CONSERVING OUR GRADE 1 LISTED CHURCH
Scaffolding the 124-foot tower on all four sides is now complete, allowing the important conservation work to begin. This is a once in a lifetime project planned to finish in June. I can imagine you have been wondering what is happening as you see the scaffold head skyward; here is a brief summary of the work involved.
Most of the work is focussed on the bell chamber (or belfry), particularly the limestone traceries, these being the ornate stonework frames around the upper parts of louvred openings, which you can clearly see from ground level on all four sides, high in the tower. Some of this magnesian limestone will be removed, cleaned, re-pinned and reset, but where the weather has caused significant erosion, creating displacement risks, new locally quarried limestone is being cut and dressed as a full replacement. There are other areas of stonework to the external tower walls, again where climatic conditions have caused localised erosion and cracking, which are to be removed and replaced with new ashlar, finely dressed surface stone, to match that already in place.

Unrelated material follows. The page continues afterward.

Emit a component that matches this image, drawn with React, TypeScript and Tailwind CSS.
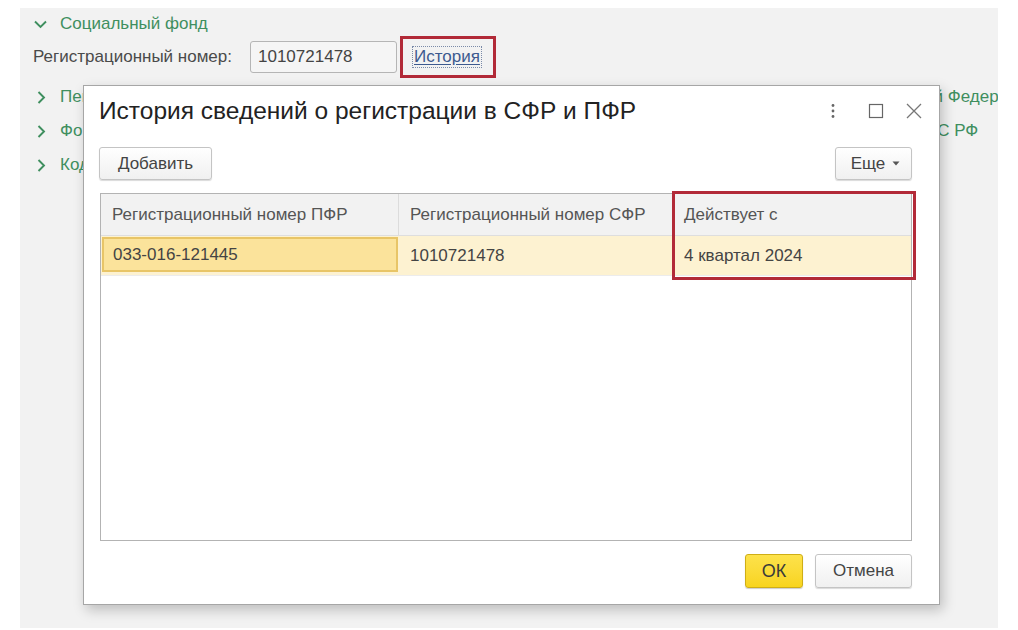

The level of activity of conservators in and around the bell chamber makes it necessary to silence the bells, for both the hourly chime and the four-hourly carillon. There is a myriad of wires, cables, pulleys and springs which are carefully anchored across the whole of the bell chamber, necessary for the bells to be struck from the carillon. This complicated assembly, which is over 100 years old, is to be made secure before the internal work starts. Additionally, being in the bell chamber when the bells ring out is painfully noisy, with sound levels far too high to afford the conservators the level of safety they need. For these reasons the bells must remain silent for the length of this project.
I hope this gives you an insight of this important and necessary work which is currently being undertaken.
Phil Beavers
Chair
Fabric Committee.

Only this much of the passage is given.